Strengthening Constitutional Self-Government

No Left Turns

Fukuyama on European Islam

Francis Fukuyama argues that terrorism is not just (or at all) a problem of dysfunctional Middle Eastern societies and polities. Many terrorists live or came of age in Europe. Their Islamism, Fukuyama argues, is a response to their failure to integrate into their new home countries. And that failure can be traced to misbegotten mulitculturalism and labor policies. Here’s the core of Fukuyama’s conclusion:

The real challenge for democracy lies in Europe, where the problem is an internal one of integrating large numbers of angry young Muslims and doing so in a way that does not provoke an even angrier backlash from right-wing populists. Two things need to happen: First, countries like Holland and Britain need to reverse the counterproductive multiculturalist policies that sheltered radicalism, and crack down on extremists. But second, they also need to reformulate their definitions of national identity to be more accepting of people from non-Western backgrounds.

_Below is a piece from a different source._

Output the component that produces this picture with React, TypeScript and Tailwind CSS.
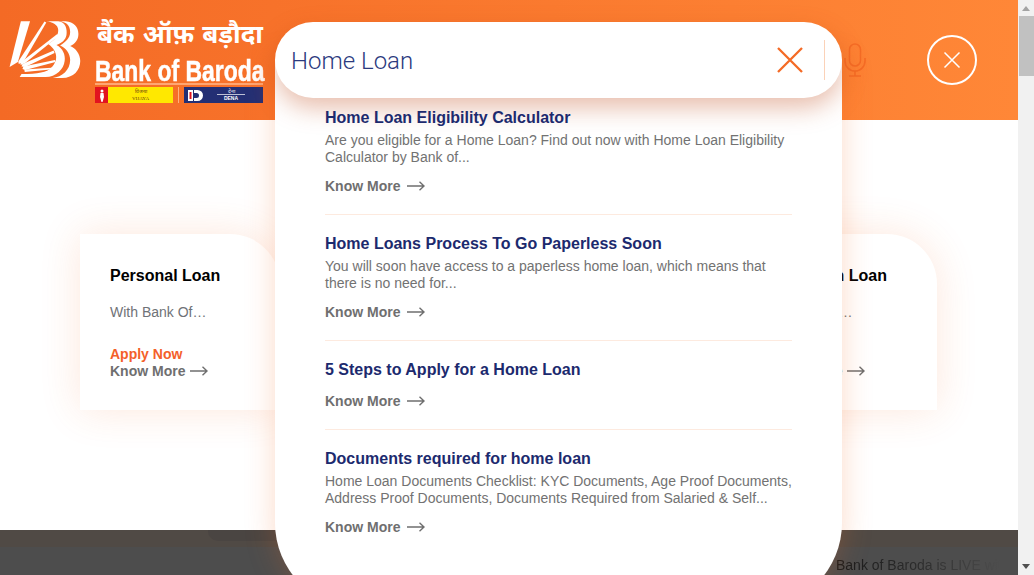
const results = [
  {
    title: "Home Loan Eligibility Calculator",
    text: "Are you eligible for a Home Loan? Find out now with Home Loan Eligibility Calculator by Bank of...",
  },
  {
    title: "Home Loans Process To Go Paperless Soon",
    text: "You will soon have access to a paperless home loan, which means that there is no need for...",
  },
  { title: "5 Steps to Apply for a Home Loan", text: "" },
  {
    title: "Documents required for home loan",
    text: "Home Loan Documents Checklist: KYC Documents, Age Proof Documents, Address Proof Documents, Documents Required from Salaried & Self...",
  },
];

function Arrow() {
  return (
    <svg width="18" height="10" viewBox="0 0 18 10" fill="none" stroke="#6f6f6f" strokeWidth="1.4">
      <path d="M0 5h17M12.5 .8 17 5l-4.500 4.200" />
    </svg>
  );
}

function LoanCard({ title, text }: { title: string; text: string }) {
  return (
    <div className="w-[200px] h-[176px] pl-[30px] pt-[31px] bg-white rounded-tr-[50px] shadow-[0_0_40px_rgba(244,106,37,0.16)]">
      <h3 className="text-base leading-[22px] font-bold text-black">{title}</h3>
      <p className="mt-[17px] text-sm leading-[17px] text-[#6f7277]">{text}</p>
      <p className="mt-[26px] text-sm leading-[15px] font-bold text-[#f4602a]">Apply Now</p>
      <a className="flex items-center gap-[5px] text-sm leading-[18px] font-bold text-[#6f6f6f]">
        Know More <Arrow />
      </a>
    </div>
  );
}

function Logo() {
  return (
    <div className="flex items-start gap-[12px] pl-[5px] pt-[12px]">
      {/* Baroda sun with the double B */}
      <svg width="78" height="75" viewBox="0 0 85 75" preserveAspectRatio="none" fill="white">
        <path d="M17.300 9.300H27.300L14 50 5 55z" />
        <path d="M43 9.500l2 1L20 50l-5 2-.5-2.500z" />
        <path d="M57 22l1.500 2L22 51l-5 2 0-2.500z" />
        <path d="M53 38.500l1 2.500-32 14-4-.5 1-2.500z" />
        <path d="M54.500 48l.5 2-33 8-3-1 1-2.500z" />
        <path d="M55 55.500V57l-33.500 3-.5-2.500z" />
        <path d="M45 9.300H58C66 10 68 17 67 23 66 28 62 31 56 33 63 36 66 43 65 49 64 57 56 65 44 65H16L18 62C36 62 46 60 50 56 55 52 57 46 55 41 53 36 50 34 47 32 54 28 58 24 58 18 58 13 52 10 45 9.300Z" />
        <path d="M60 9.300H66C75 10 80 15 80 22 80 28 76 32 71 34 77 36 82 42 82 49 82 58 75 66 62 66H52C62 65 71 58 71 48 71 41 66 36 60 33.500 66 30 71 26 71 20 71 14 67 10 60 9.300Z" />
      </svg>
      <div className="w-[168px] text-white">
        <div className="h-[36px] mt-[3px] flex justify-between pl-[2px] text-[26px] leading-[36px] font-bold whitespace-nowrap font-['Noto_Sans',sans-serif]">
          <span>बैंक</span>
          <span>ऑफ़</span>
          <span>बड़ौदा</span>
        </div>
        <div className="h-[25px] mt-[7px] text-[30px] leading-[25px] font-bold whitespace-nowrap origin-left scale-x-[0.765] [-webkit-text-stroke:0.5px_white]">
          Bank of Baroda
        </div>
        <div className="h-[2px] bg-[#ffa672]" />
        <div className="flex items-center mt-[2px] h-[16px]">
          <div className="w-[13px] h-full flex items-center justify-center bg-[#e2131f]">
            <svg width="6" height="13" viewBox="0 0 6 13" fill="white">
              <circle cx="3" cy="2" r="1.500" />
              <path d="M1.500 4h3l.5 4-1.500 5h-1L1 8z" />
            </svg>
          </div>
          <div className="w-[65px] h-full pt-[1px] text-center text-[5px] leading-[7px] text-[#6b3a10] bg-[#ffe800]">
            <div>विजया</div>
            <div className="font-['Liberation_Serif',serif]">VIJAYA</div>
          </div>
          <div className="w-px h-full mx-[5px] bg-[#ffb27e]" />
          <div className="flex-1 h-full flex items-center pl-[4px] bg-[#232f74] text-white text-[5px] leading-[7px]">
            <svg width="15" height="11" viewBox="0 0 15 11">
              <rect width="5" height="11" fill="white" />
              <rect x="1.500" y="2" width="2" height="7" fill="#e2131f" />
              <path d="M6 0h3.500a5.500 5.500 0 0 1 0 11H6V8h2.500a2.500 2.500 0 0 0 0-5H6z" fill="white" />
            </svg>
            <div className="w-[56px] text-center">
              <div className="border-b border-white/70 mx-[14px] leading-[6px]">देना</div>
              <div className="font-bold leading-[7px]">DENA</div>
            </div>
          </div>
        </div>
      </div>
    </div>
  );
}

function SearchPanel() {
  return (
    <div className="absolute left-[275px] top-[22px] w-[567px] h-[586px]">
      {/* white sheet starts halfway down the input pill */}
      <div className="absolute inset-x-0 top-[38px] bottom-0 bg-white rounded-b-[85px] shadow-[0_0_30px_rgba(244,106,37,0.25)]" />
      <div className="relative h-[76px] pl-4 pr-[17px] flex items-center bg-white rounded-[38px] shadow-[0_10px_25px_rgba(190,70,20,0.35)]">
        <span className="flex-1 pt-[2px] text-[24px] font-light text-[#2b3a7e] font-['Roboto',sans-serif]">Home Loan</span>
        <svg width="28" height="28" viewBox="0 0 28 28" stroke="#f46a25" strokeWidth="2.300" className="mr-[20px]">
          <path d="M2 2l24 24M26 2 2 26" />
        </svg>
        <div className="w-px h-[40px] bg-[#fbd2b8]" />
      </div>
      <div className="relative px-[50px] pt-[2px]">
        {results.map((r) => (
          <div key={r.title} className="pt-[8px] pb-[18px] mb-[11px] border-b border-[#fdeadf] last:border-0">
            <h4 className="text-base leading-5 font-bold text-[#1c2a6e]">{r.title}</h4>
            {r.text && <p className="mt-[4px] mb-[10px] text-sm leading-[17px] text-[#727272]">{r.text}</p>}
            <a className={`flex items-center gap-[7px] text-sm leading-5 font-bold text-[#6f6f6f] ${r.text ? "" : "mt-[11px]"}`}>
              Know More <Arrow />
            </a>
          </div>
        ))}
      </div>
    </div>
  );
}

export default function App() {
  return (
    <div className="flex h-[575px] w-[1034px] overflow-hidden bg-white font-['Liberation_Sans',Arial,sans-serif]">
      <div className="relative flex-1 flex flex-col overflow-hidden">
        <header className="h-[120px] flex items-start justify-between bg-gradient-to-r from-[#f46a25] to-[#ff8737]">
          <Logo />
          <div className="flex items-center h-full">
            <svg width="22" height="34" viewBox="0 0 22 34" fill="none" stroke="#f46a25" strokeWidth="1.600" className="mr-[61px] opacity-90">
              <rect x="5.500" y="1" width="11" height="22" rx="5.500" />
              <path d="M1 15v3a10 10 0 0 0 20 0v-3M11 28v5M5 33h12" />
            </svg>
            <button className="w-[50px] h-[50px] mr-[41px] flex items-center justify-center rounded-full border-2 border-white">
              <svg width="18" height="18" viewBox="0 0 18 18" stroke="white" strokeWidth="1.500">
                <path d="M1.500 1.500l15 15M16.500 1.500l-15 15" />
              </svg>
            </button>
          </div>
        </header>

        <main className="flex-1 flex justify-between items-start pl-[80px] pr-[81px] pt-[114px]">
          <LoanCard title="Personal Loan" text="With Bank Of…" />
          <LoanCard title="Education Loan" text="For Studies…" />
        </main>

        <footer className="h-[45px] overflow-hidden">
          <div className="h-[17px] bg-[#504a45] pl-[208px]">
            <div className="w-[90px] h-[11px] pl-[17px] overflow-hidden rounded-b-[10px] bg-[#4a4542]">
              <div className="-mt-[14px] text-sm leading-[18px] whitespace-nowrap text-[#1c2a4e]">Enter Pig</div>
            </div>
          </div>
          <div className="h-[28px] bg-[#4d4d4d] pl-[836px] pt-[9px]">
            <div className="w-[164px] overflow-hidden text-sm leading-[18px] whitespace-nowrap text-transparent bg-clip-text bg-gradient-to-r from-[#1a1a1a] via-[#2c2c2c] to-[#4d4d4d]">
              Bank of Baroda is LIVE with
            </div>
          </div>
        </footer>

        <SearchPanel />
      </div>

      {/* scrollbar */}
      <div className="w-[16px] h-full flex flex-col items-center bg-[#f1f1f1]">
        <div className="mt-[6px] w-0 h-0 border-x-[4px] border-x-transparent border-b-[5px] border-b-[#a3a3a3]" />
        <div className="mt-[5px] w-[15px] h-[60px] bg-[#c1c1c1]" />
        <div className="mt-auto mb-[6px] w-0 h-0 border-x-[4px] border-x-transparent border-t-[5px] border-t-[#505050]" />
      </div>
    </div>
  );
}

The final recommendation, by the way, amounts to an elevation of the American example: a "nationalism of principle" can ultimately accommodate and integrate immigrants much better than can one that focuses on ethnicity.

Update: Andrew McCarthy responds to Fukuyama, but without engaging what I take to be his most interesting conclusion. McCarthy seems to assume that what Fukuyama wants is more better multiculturalism, and a weakening of various European national identities. I don’t think so. What he seems to want is a reconception of national identity in terms that don’t depend upon ultimately illusory conceptions of ethnic homogeneity.

Discussions - 2 Comments

Exactly right! This suggests that Fukayama needs to rethink his Hegelianism and discover natural rights. If he did, he might conclude that the basis for Bush’s foreign policy was not idealism, but high principle mixed with prudent statesmanship. There is no conflict beteween the latter two. Maybe there’s hope for Fukayama, after all.

Orrin Judd pretty much sets Fukuyama where he has retreated to.

"The tragedy of Mr. Fukuyama is that his secular rationalism leaves him no access to nor comprehension of how America’s founding ideals bind the many into one and so an essay like this ends up being only half written because he can’t make the recommendations that Europe needs if it is to sustain healthy democracy."